Women being defined by their relationship statuses is an old problem that stretches beyond age. As Kate Bolick pointed out in 2015’s Spinster, “Whom to marry and when will it happen—these two questions define every woman’s existence, regardless of where she was raised or what religion she does or doesn’t practice. She may grow up to love women instead of men, or to decide she simply doesn’t believe in marriage. No matter.”
This, despite the fact that women have been pushing back against these confinements for at least a century. All the way back in 1889, for example, when Tit-Bits magazine asked women why they were spinsters, the responses were sharp, bordering on acerbic.
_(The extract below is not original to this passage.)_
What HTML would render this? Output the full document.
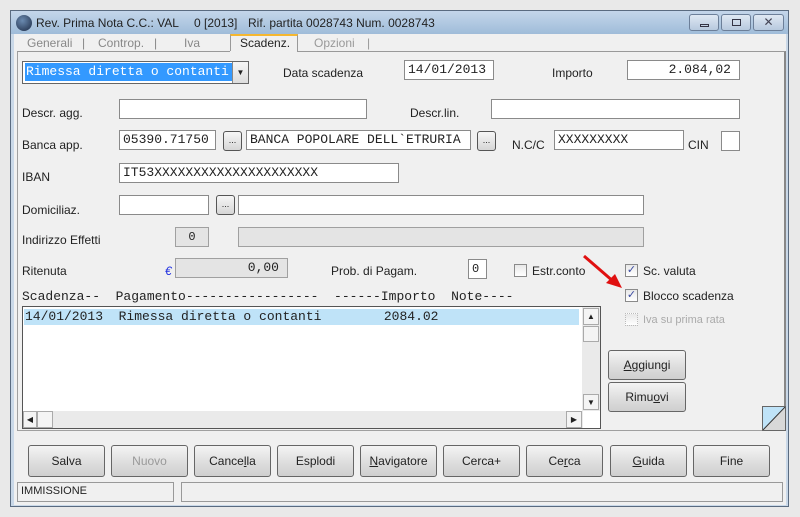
<!DOCTYPE html>
<html><head><meta charset="utf-8"><style>
*{box-sizing:border-box;margin:0;padding:0}
body{width:800px;height:517px;background:#e9e9e9;position:relative;overflow:hidden;font-family:"Liberation Sans",sans-serif;font-size:12px;color:#222}
.a{position:absolute}
.lbl{position:absolute;font-size:12px;color:#222}
.inp{position:absolute;background:#fff;border:1px solid #8a8a8a;height:20px;font-family:"Liberation Mono",monospace;font-size:13px;padding:1px 3px;line-height:16px;white-space:nowrap;overflow:hidden}
.dis{background:#e4e4e4;border-color:#a0a0a0}
.dot{position:absolute;width:19px;height:20px;border:1px solid #555;border-radius:3px;background:linear-gradient(#f6f6f6,#d6d6d6);font-size:9px;text-align:center;line-height:16px}
.btn{position:absolute;top:445px;height:32px;width:77px;border:1px solid #666;border-radius:3px;background:linear-gradient(#f4f4f4,#dcdcdc 60%,#cfcfcf);text-align:center;line-height:30px;font-size:12px;color:#222}
.cb{position:absolute;width:13px;height:13px;border:1px solid #8a8a8a;background:linear-gradient(#e8e8e8,#fff);font-size:11px;line-height:11px;text-align:center;color:#3a4aa0}
.mono{font-family:"Liberation Mono",monospace;font-size:13px;white-space:pre}
</style></head><body>
<!-- window frame -->
<div class="a" style="left:10px;top:10px;width:779px;height:497px;background:#c9d8e8;border:1px solid #5a6b80"></div>
<div class="a" style="left:11px;top:11px;width:777px;height:23px;background:linear-gradient(#c4d6ea,#9fbcd9)"></div>
<div class="a" style="left:16px;top:15px;width:16px;height:16px;border-radius:50%;background:radial-gradient(circle at 40% 35%,#6a8ab0,#1c2a44)"></div>
<div class="lbl" style="left:36px;top:16px">Rev. Prima Nota C.C.: VAL</div>
<div class="lbl" style="left:194px;top:16px">0 [2013]</div>
<div class="lbl" style="left:248px;top:16px">Rif. partita 0028743 Num. 0028743</div>
<div class="a" style="left:689px;top:14px;width:30px;height:17px;border:1px solid #6c7f99;border-radius:3px;background:linear-gradient(#dfe8f3,#b7c9de)"><div class="a" style="left:10px;top:9px;width:9px;height:3px;border:1px solid #334"></div></div>
<div class="a" style="left:721px;top:14px;width:30px;height:17px;border:1px solid #6c7f99;border-radius:3px;background:linear-gradient(#dfe8f3,#b7c9de)"><div class="a" style="left:10px;top:4px;width:9px;height:7px;border:1px solid #334"></div></div>
<div class="a" style="left:753px;top:14px;width:31px;height:17px;border:1px solid #6c7f99;border-radius:3px;background:linear-gradient(#dfe8f3,#b7c9de);text-align:center;font-size:12px;line-height:15px;color:#445">✕</div>
<!-- client -->
<div class="a" style="left:14px;top:34px;width:772px;height:471px;background:#f0f0f0"></div>
<!-- tabs -->
<div class="lbl" style="left:27px;top:36px;color:#888">Generali</div><div class="lbl" style="left:82px;top:36px;color:#888">|</div>
<div class="lbl" style="left:98px;top:36px;color:#888">Controp.</div><div class="lbl" style="left:154px;top:36px;color:#888">|</div>
<div class="lbl" style="left:184px;top:36px;color:#888">Iva</div>
<div class="a" style="left:230px;top:34px;width:68px;height:18px;background:#f0f0f0;border:1px solid #999;border-bottom:none;border-top:2px solid #f5b730"></div>
<div class="lbl" style="left:240px;top:36px">Scadenz.</div>
<div class="lbl" style="left:314px;top:36px;color:#999">Opzioni</div><div class="lbl" style="left:367px;top:36px;color:#999">|</div>
<!-- panel -->
<div class="a" style="left:17px;top:51px;width:769px;height:380px;border:1px solid #a0a0a0;border-right:2px solid #888;border-top-color:#999"></div>
<div class="a" style="left:230px;top:51px;width:67px;height:2px;background:#f0f0f0"></div>
<!-- row 1 -->
<div class="a" style="left:22px;top:61px;width:227px;height:23px;border:1px solid #666;background:#fff"></div>
<div class="a mono" style="left:25px;top:63px;width:207px;height:18px;background:#3399ff;color:#fff;line-height:18px;padding-left:1px;overflow:hidden">Rimessa diretta o contanti</div>
<div class="a" style="left:232px;top:62px;width:16px;height:21px;background:linear-gradient(#f6f6f6,#ddd);border-left:1px solid #888;font-size:8px;text-align:center;line-height:21px">▼</div>
<div class="lbl" style="left:283px;top:66px">Data scadenza</div>
<div class="inp" style="left:404px;top:60px;width:90px">14/01/2013</div>
<div class="lbl" style="left:552px;top:66px">Importo</div>
<div class="inp" style="left:627px;top:60px;width:113px;text-align:right;padding-right:8px">2.084,02</div>
<!-- row 2 -->
<div class="lbl" style="left:22px;top:106px">Descr. agg.</div>
<div class="inp" style="left:119px;top:99px;width:248px"></div>
<div class="lbl" style="left:410px;top:106px">Descr.lin.</div>
<div class="inp" style="left:491px;top:99px;width:249px"></div>
<!-- row 3 -->
<div class="lbl" style="left:22px;top:138px">Banca app.</div>
<div class="inp" style="left:119px;top:130px;width:97px">05390.71750</div>
<div class="dot" style="left:223px;top:131px">...</div>
<div class="inp" style="left:246px;top:130px;width:225px">BANCA POPOLARE DELL`ETRURIA</div>
<div class="dot" style="left:477px;top:131px">...</div>
<div class="lbl" style="left:512px;top:138px">N.C/C</div>
<div class="inp" style="left:554px;top:130px;width:130px">XXXXXXXXX</div>
<div class="lbl" style="left:688px;top:138px">CIN</div>
<div class="inp" style="left:721px;top:131px;width:19px"></div>
<!-- IBAN -->
<div class="lbl" style="left:22px;top:170px">IBAN</div>
<div class="inp" style="left:119px;top:163px;width:280px">IT53XXXXXXXXXXXXXXXXXXXXX</div>
<!-- domic -->
<div class="lbl" style="left:22px;top:203px">Domiciliaz.</div>
<div class="inp" style="left:119px;top:195px;width:90px"></div>
<div class="dot" style="left:216px;top:195px">...</div>
<div class="inp" style="left:238px;top:195px;width:406px"></div>
<!-- indirizzo -->
<div class="lbl" style="left:22px;top:233px">Indirizzo Effetti</div>
<div class="inp dis" style="left:175px;top:227px;width:34px;text-align:center;font-size:12px">0</div>
<div class="inp dis" style="left:238px;top:227px;width:406px"></div>
<!-- ritenuta -->
<div class="lbl" style="left:22px;top:264px">Ritenuta</div>
<div class="lbl" style="left:165px;top:264px;color:#2030e0;font-style:italic">€</div>
<div class="inp dis" style="left:175px;top:258px;width:113px;text-align:right;padding-right:8px">0,00</div>
<div class="lbl" style="left:331px;top:264px">Prob. di Pagam.</div>
<div class="inp" style="left:468px;top:259px;width:19px;font-size:12px">0</div>
<div class="cb" style="left:514px;top:264px"></div>
<div class="lbl" style="left:532px;top:264px">Estr.conto</div>
<div class="cb" style="left:625px;top:264px">✓</div>
<div class="lbl" style="left:643px;top:264px">Sc. valuta</div>
<div class="cb" style="left:625px;top:289px">✓</div>
<div class="lbl" style="left:643px;top:289px">Blocco scadenza</div>
<div class="cb" style="left:625px;top:313px;border-style:dotted;border-color:#bbb"></div>
<div class="lbl" style="left:643px;top:314px;color:#aaa;font-size:11px">Iva su prima rata</div>
<!-- red arrow -->
<svg class="a" style="left:580px;top:252px" width="45" height="40"><line x1="4" y1="4" x2="34" y2="30" stroke="#e01010" stroke-width="3"/><polygon points="42,36 26,31 35,22" fill="#e01010"/></svg>
<!-- list -->
<div class="a mono" style="left:22px;top:289px;line-height:15px">Scadenza--  Pagamento-----------------  ------Importo  Note----</div>
<div class="a" style="left:22px;top:306px;width:579px;height:123px;border:1px solid #555;background:#fff"></div>
<div class="a mono" style="left:24px;top:309px;width:555px;height:16px;background:#bfe3f8;line-height:16px;padding-left:1px">14/01/2013  Rimessa diretta o contanti        2084.02</div>
<div class="a" style="left:582px;top:307px;width:18px;height:104px;background:#eaeaea"></div>
<div class="a" style="left:583px;top:308px;width:16px;height:17px;border:1px solid #aaa;background:#f4f4f4;font-size:8px;text-align:center;line-height:15px">▲</div>
<div class="a" style="left:583px;top:326px;width:16px;height:16px;border:1px solid #aaa;background:#f4f4f4"></div>
<div class="a" style="left:583px;top:394px;width:16px;height:16px;border:1px solid #aaa;background:#f4f4f4;font-size:8px;text-align:center;line-height:15px">▼</div>
<div class="a" style="left:23px;top:411px;width:560px;height:17px;background:#eaeaea"></div>
<div class="a" style="left:23px;top:411px;width:14px;height:17px;border:1px solid #aaa;background:#f4f4f4;font-size:8px;text-align:center;line-height:15px">◀</div>
<div class="a" style="left:37px;top:411px;width:16px;height:17px;border:1px solid #aaa;background:#f4f4f4"></div>
<div class="a" style="left:566px;top:411px;width:16px;height:17px;border:1px solid #aaa;background:#f4f4f4;font-size:8px;text-align:center;line-height:15px">▶</div>
<!-- side buttons -->
<div class="btn" style="left:608px;top:350px;width:78px;height:30px;line-height:28px"><u>A</u>ggiungi</div>
<div class="btn" style="left:608px;top:382px;width:78px;height:30px;line-height:28px">Rimu<u>o</u>vi</div>
<svg class="a" style="left:762px;top:406px" width="24" height="25"><polygon points="0,0 24,0 0,25" fill="#bfe3f8"/><polygon points="24,0 24,25 0,25" fill="#d8d8d8"/><line x1="24" y1="0" x2="0" y2="25" stroke="#333"/><rect x="0.5" y="0.5" width="23" height="24" fill="none" stroke="#666"/></svg>
<!-- bottom buttons -->
<div class="btn" style="left:28px">Salva</div>
<div class="btn" style="left:111px;color:#999">Nuovo</div>
<div class="btn" style="left:194px">Cance<u>l</u>la</div>
<div class="btn" style="left:277px">Esplodi</div>
<div class="btn" style="left:360px"><u>N</u>avigatore</div>
<div class="btn" style="left:443px">Cerca+</div>
<div class="btn" style="left:526px">Ce<u>r</u>ca</div>
<div class="btn" style="left:610px"><u>G</u>uida</div>
<div class="btn" style="left:693px">Fine</div>
<!-- status -->
<div class="a" style="left:17px;top:482px;width:157px;height:20px;border:1px solid #999;font-size:11px;padding:2px 3px">IMMISSIONE</div>
<div class="a" style="left:181px;top:482px;width:602px;height:20px;border:1px solid #999"></div>
</body></html>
One wrote: “Because I have other professions open to me in which the hours are shorter, the work more agreeable, and the pay possibly better.” Another replied: “I find the animal man less docile than a dog, less affectionate than a cat, and less amusing than a monkey.”
Even when it’s well-intentioned, when we continue to judge famous men for the relationships they’re in, what we’re also doing is reminding women that much of their value continues to be assessed through the lens of both their romantic lives and their ages. What’s more, assuming men have all the onus over these relationships strips their wives and girlfriends of agency, as if these women had no hand in their own relationship status, or choice of partner.
In the end, passing judgement over partnerships between anyone, regardless of profession, or age, or sexuality, or race is utterly pointless. People will love who they want to love. Griping about it helps nobody.